En photographie comme pour le cinéma ou la littérature, c’est l’époque de la remise des prix. Le Cannes du photojournalisme, c’est Perpignan avec son festival annuel « Visa pour l’image ». Le « Visa d’Or News » a été décerné cette année à Bülent Kiliç pour cette photographie publiée hier dans la presse. Il n’est pas étonnant que ce soit le thème des migrants qui ait été à l’honneur cette année et ce n’est pas sur ce point que je me permettrai de porter un jugement.
Quand je regarde cette image (car comme pour celle du petit Aylan, ne parlons pas de photographie…), je ne puis m’empêcher de dénoncer une supercherie qui fait honte à la profession. En effet, tout laisse apparaître qu’elle a été fabriquée : il fallait des migrants, des barbelés, il ne manquait plus que de leur demander de poser, de suspendre leur fuite quelques secondes le temps que le photographe fasse ses réglages. Dans cette mise en scène surréaliste, il esquisse même un sourire dérisoire, celui qui semble être le père de la fillette, qui est la seule à afficher un regard grave, comme accusateur envers ce photographe qui lui, fait son miel de son malheur à elle. Mais je ne lui jette pas la pierre gratuitement à ce photographe, ce serait trop facile.
Il faut comprendre qu’à notre époque, où le monde occidental bien-pensant se rengorge d’une information de qualité, le photojournaliste ne fait que répondre à un cahier des charges. Il est aux ordres d’un système médiatique qui prescrit ce qui doit être diffusé, ce qui doit être pensé. Jadis, le photographe proposait un sujet avec son regard. Je pense au reportage d’Henri Cartier-Bresson en URSS (1954), en pleine guerre froide, publié par la plupart des magazines de l’époque : Life (The People of Russia – photos by Cartier Bresson), Paris-Match (le peuple russe vu et photographié par Henri Cartier-Bresson), Die Stern etc… Qu’a-t-il montré ? Des chars d’assaut, des missiles, des défilés militaires pour effrayer le lecteur occidental de la menace soviétique qui pesait sur le monde libre ? Que nenni : toutes ses photographies en noir et blanc montrent le quotidien des Russes, tout simplement mais avec justesse et sans emphase de mauvais aloi. De nos jours, il faut mettre de la couleur sur l’horreur, le photographe est devenu un tâcheron misérable au service d’une mascarade d’information avec des effets de loupe qui font oublier le reste. On m’objectera (car je sais par avance que la profession sera en désaccord avec mes propos, voire en colère…) la précarité actuelle du photojournaliste responsable de cette évolution. Ainsi, il s’agirait donc de prostitution pour le photojournaliste et de proxénétisme pour ses commanditaires ? Et ces prix dérisoires qu’on leur décerne ne seraient que des susucres pour leur montrer qu’on leur témoigne quand même une petite reconnaissance que les grands médias leur refusent ?
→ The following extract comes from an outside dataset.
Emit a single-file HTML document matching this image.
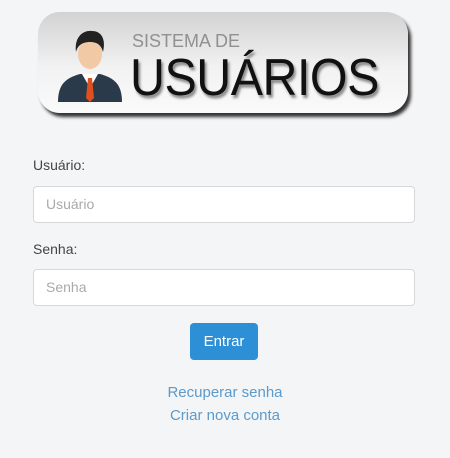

Le vrai photojournalisme, dans toute sa noblesse, est devenu rare. Même les agences de photographes censées protéger leurs intérêts vendent leur âme, parfois à des fonds de pensions américains… La solution pour conserver un regard clair, sain, non corrompu ? Ne pas exclusivement dépendre de son regard pour manger, c’est éviter la tentation de scandaleuses compromissions…
6 septembre 2015 à 15 03 08 09089
Je crois, malheureusement, qu’aujourd’hui toutes les professions imposent des compromis… le photo-journalisme n’y échappe pas, car c’est devenu seulement ça, une profession.